(Web page code records)
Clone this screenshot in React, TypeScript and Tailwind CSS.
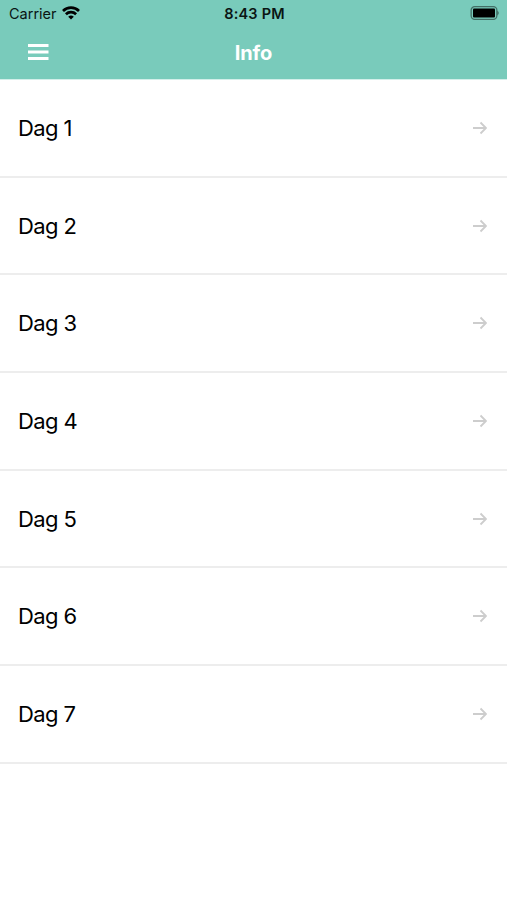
const DAYS = [1, 2, 3, 4, 5, 6, 7];

function StatusBar() {
  return (
    <div className="grid grid-cols-3 items-center h-[27px] pl-[9px] pr-[7px] text-[#0a1513]">
      <div className="flex items-center gap-[5px]">
        <span className="pt-px text-[14.5px] leading-none">Carrier</span>
        <svg className="mb-[2px]" width="18" height="14" viewBox="0 0 18 14" fill="none" stroke="#000" strokeWidth="2.7">
          <path d="M1 5a11.4 11.4 0 0 1 16 0" />
          <path d="M3.9 8.3a7.3 7.3 0 0 1 10.2 0" />
          <path d="M9 13.6l-2.8-2.8a4.2 4.2 0 0 1 5.6 0z" fill="#000" stroke="none" />
        </svg>
      </div>
      <span className="pt-px text-center text-[14.5px] leading-none font-semibold tracking-[0.2px]">8:43 PM</span>
      <svg className="justify-self-end mb-px" width="30" height="14" viewBox="0 0 30 14">
        <rect x="1.15" y="0.65" width="25.7" height="12.7" rx="3.5" fill="none" stroke="#000" strokeOpacity="0.45" strokeWidth="1.3" />
        <rect x="3" y="2.6" width="22" height="8.8" rx="1" />
        <path d="M27.5 4.8v4.4a2.6 2.6 0 0 0 0-4.4z" fillOpacity="0.5" />
      </svg>
    </div>
  );
}

function NavBar() {
  return (
    <div className="grid grid-cols-3 items-center h-[52px] pb-[2px] px-[28px] text-white">
      <button aria-label="Menu" className="w-[21px]">
        <svg width="21" height="16" viewBox="0 0 21 16" fill="currentColor">
          <path d="M0 0h20.5v3H0zM0 6.5h20.5v3H0zM0 13h20.5v3H0z" />
        </svg>
      </button>
      <h1 className="pt-px text-center text-[20px] leading-none font-bold tracking-[-0.1px]">Info</h1>
    </div>
  );
}

function DayRow({ day }: { day: number }) {
  return (
    <li className="flex items-center justify-between h-[97.7px] pl-[18px] pr-[20px] border-b-2 border-[#ededed]">
      <span className="text-[22px] leading-none tracking-[-0.6px]">Dag {day}</span>
      <svg width="14" height="14" viewBox="0 0 14 14" fill="none" stroke="#cdcdcd" strokeWidth="1.8">
        <path d="M0 7h13M7.5 1.5L13 7l-5.5 5.5" />
      </svg>
    </li>
  );
}

export default function App() {
  return (
    <div className="min-h-screen bg-white font-['Inter',sans-serif] text-black">
      <header className="bg-[#79cbbb] border-b border-[#d3efea]">
        <StatusBar />
        <NavBar />
      </header>
      <ul>
        {DAYS.map((day) => (
          <DayRow key={day} day={day} />
        ))}
      </ul>
    </div>
  );
}
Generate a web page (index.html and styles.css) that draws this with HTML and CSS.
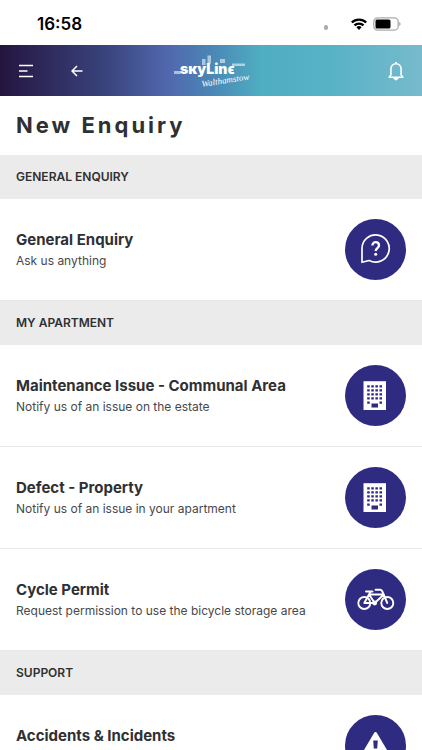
FILE: index.html
```html
<!DOCTYPE html>
<html lang="en">
<head>
<meta charset="utf-8">
<meta name="viewport" content="width=device-width, initial-scale=1">
<title>New Enquiry</title>
<link rel="stylesheet" href="styles.css">
</head>
<body>
<div class="status">
  <span class="time">16:58</span>
  <div class="indicators">
    <span class="signal"></span>
    <svg class="wifi" width="16" height="12" viewBox="0 0 16 12" fill="none" stroke="#000" stroke-width="2.3"><path d="M.8 4.5a10.3 10.3 0 0 1 14.4 0M3.5 7.4a6.4 6.4 0 0 1 9 0"/><path d="M8 12 5.4 9.3a3.8 3.8 0 0 1 5.2 0z" fill="#000" stroke="none"/></svg>
    <svg class="battery" width="28" height="14" viewBox="0 0 28 14"><rect x=".8" y=".8" width="24.4" height="12.4" rx="4" fill="none" stroke="#aaa" stroke-width="1.3"/><rect x="2.5" y="2.5" width="15" height="9" rx="1.5"/><path d="M26.2 5v4q1.4-.7 1.4-2t-1.4-2" fill="#aaa"/></svg>
  </div>
</div>
<header class="bar">
  <button class="icon-button" type="button" aria-label="Menu">
    <svg width="15" height="14" viewBox="0 0 15 14" stroke="#fff" stroke-width="1.5"><path d="M1 1.500h14M1 7h8.500M1 12.500h14"/></svg>
  </button>
  <a class="icon-button back" href="#" aria-label="Back">
    <svg width="12" height="12" viewBox="0 0 12 12" fill="none" stroke="#fff" stroke-width="1.500"><path d="M11.500 6H1.500M6 1 1 6l5 5"/></svg>
  </a>
  <svg class="logo" width="78" height="36" viewBox="0 0 78 36" role="img" aria-label="Skyline Walthamstow">
    <g fill="#fff">
      <path fill-opacity=".55" d="M2 18h7v3H2zM30 6h3.500v6H30zM35.500 2.500H39v8h-3.500zM48 6h5v4h-5zM60 10.500h13v2.500H60z"/>
      <text class="wordmark" y="21" x="8">sĸyLinϵ</text>
      <text class="script" x="30" y="34" transform="rotate(-9 30 34)">Walthamstow</text>
    </g>
  </svg>
  <button class="icon-button bell" type="button" aria-label="Notifications">
    <svg width="16" height="20" viewBox="0 0 16 20" fill="none" stroke="#fff" stroke-width="1.600" stroke-linejoin="round"><path d="M2.900 14V8.200C2.900 4.900 5 2.700 8 2.700s5.100 2.200 5.100 5.500V14l1.700 2.200H1.200z"/><path d="M8 2.500V.9M6.300 17.300h3.400L8 18.600z" stroke-width="1.800"/></svg>
  </button>
</header>
<main>
  <h1 class="title">New Enquiry</h1>

  <section>
    <h2 class="section">GENERAL ENQUIRY</h2>
    <a class="row" href="#">
      <span class="text"><span class="name">General Enquiry</span><span class="note">Ask us anything</span></span>
      <span class="disc"><svg width="61" height="61" viewBox="0 0 61 61" fill="none" stroke="#fff" stroke-width="1.700" stroke-linejoin="round"><path d="M17 43.300V29.500a13.600 13.600 0 1 1 7.200 12z"/><path d="M27.400 26.500c0-4.500 6.600-4.400 6.600 0 0 2.700-3.300 2.700-3.300 5.500" stroke-width="2.300"/><circle cx="30.700" cy="35.300" r="1.500" fill="#fff" stroke="none"/></svg></span>
    </a>
  </section>

  <section>
    <h2 class="section">MY APARTMENT</h2>
    <a class="row" href="#">
      <span class="text"><span class="name">Maintenance Issue - Communal Area</span><span class="note">Notify us of an issue on the estate</span></span>
      <span class="disc"><svg width="61" height="61" viewBox="0 0 61 61"><path d="M18.500 16.200h22.500v28.800H18.500z" fill="#fff"/><path d="M22.200 21.400h15M22.200 25.400h15M22.200 29.400h15M22.200 33.400h15" stroke="#2e2b80" stroke-width="2.300" stroke-dasharray="2.500 1.600"/><path d="M22.200 36.400h2.500v2.300h-2.500zM34.500 36.400h2.500v2.300h-2.500zM26.500 38.500h6.500v4h-6.500z" fill="#2e2b80"/></svg></span>
    </a>
    <a class="row" href="#">
      <span class="text"><span class="name">Defect - Property</span><span class="note">Notify us of an issue in your apartment</span></span>
      <span class="disc"><svg width="61" height="61" viewBox="0 0 61 61"><path d="M18.500 16.200h22.500v28.800H18.500z" fill="#fff"/><path d="M22.200 21.400h15M22.200 25.400h15M22.200 29.400h15M22.200 33.400h15" stroke="#2e2b80" stroke-width="2.300" stroke-dasharray="2.500 1.600"/><path d="M22.200 36.400h2.500v2.300h-2.500zM34.500 36.400h2.500v2.300h-2.500zM26.500 38.500h6.500v4h-6.500z" fill="#2e2b80"/></svg></span>
    </a>
    <a class="row" href="#">
      <span class="text"><span class="name">Cycle Permit</span><span class="note">Request permission to use the bicycle storage area</span></span>
      <span class="disc"><svg width="61" height="61" viewBox="0 0 61 61" fill="none" stroke="#fff" stroke-width="1.900" stroke-linecap="round" stroke-linejoin="round"><circle cx="19.300" cy="34" r="6"/><circle cx="42.300" cy="34" r="6"/><path d="M19.300 34h10.400l9.200-8.500H24l5.700 8.500M19.300 34l6.200-11.300M21 22.500h6.500M30.500 20.700h4.700c1 0 1.500.5 1.900 1.300L42.300 34"/><circle cx="29.700" cy="34" r="1.500" fill="#fff"/></svg></span>
    </a>
  </section>

  <section>
    <h2 class="section">SUPPORT</h2>
    <a class="row" href="#">
      <span class="text"><span class="name">Accidents &amp; Incidents</span></span>
      <span class="disc"><svg width="61" height="61" viewBox="0 0 61 61"><path d="M30.500 18.500 45 43H16z" fill="#fff" stroke="#fff" stroke-width="3" stroke-linejoin="round"/><path d="M28.200 25.500h4.600l-.6 8h-3.400zM28.400 35.500h4.200V39h-4.200z" fill="#2e2b80"/></svg></span>
    </a>
  </section>
</main>
</body>
</html>
```

FILE: styles.css
```css
* { box-sizing: border-box; }
body {
  display: flex;
  flex-direction: column;
  height: 100vh;
  margin: 0;
  background: #fff;
  color: #303032;
  font-family: Inter, "Liberation Sans", sans-serif;
}
main {
  flex: 1;
  min-height: 0;
  overflow-y: auto;
  scrollbar-width: none;
}
svg { display: block; }

.status {
  flex: none;
  display: flex;
  align-items: center;
  justify-content: space-between;
  height: 45px;
  padding: 2px 21px 0 37px;
  color: #000;
}
.time { font-size: 17px; font-weight: 600; }
.indicators { display: flex; align-items: center; }
.signal {
  width: 4px;
  height: 5px;
  margin: 7px 23px 0 0;
  border-radius: 2px;
  background: #aaa;
}
.wifi { margin-right: 6px; }

.bar {
  position: relative;
  flex: none;
  display: flex;
  align-items: center;
  height: 51px;
  padding: 0 18px;
  background: linear-gradient(90deg, #24153f 0%, #2f2b5e 12%, #39437c 25%, #5168ae 40%, #4a86b5 50%, #50aec2 62%, #57b2c6 78%, #77bacd 100%);
}
.icon-button {
  display: grid;
  place-items: center;
  padding: 0;
  border: 0;
  background: none;
}
.back { margin-left: 38px; }
.bell { margin-left: auto; }
.logo {
  position: absolute;
  left: 50%;
  top: 8px;
  margin-left: -39px;
}
.wordmark { font: 900 14px Inter, sans-serif; }
.script { font: italic 400 9px "Liberation Serif", serif; }

.title {
  margin: 0;
  padding: 0 16px;
  font-size: 22px;
  font-weight: 700;
  line-height: 59px;
  letter-spacing: 3px;
}
.section {
  margin: 0;
  padding: 0 16px;
  background: #ebebeb;
  font-size: 12px;
  font-weight: 600;
  line-height: 44px;
}
.row {
  display: flex;
  align-items: center;
  justify-content: space-between;
  gap: 16px;
  min-height: 102px;
  padding: 0 16px;
  border-bottom: 1px solid #e8e8e8;
  color: inherit;
  text-decoration: none;
}
.text {
  display: grid;
  align-content: start;
  gap: 1px;
  min-height: 42px;
  padding-top: 1px;
}
.name { font-size: 15px; font-weight: 700; line-height: 20px; }
.note { color: #48484a; font-size: 12px; line-height: 20px; }
.disc {
  flex: none;
  border-radius: 50%;
  background: #2e2b80;
}
```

Set task: Look for the word "styles" and return every line where it occurs.

Finished task:
Generate a web page (index.html and styles.css) that draws this with HTML and CSS.
<link rel="stylesheet" href="styles.css">
FILE: styles.css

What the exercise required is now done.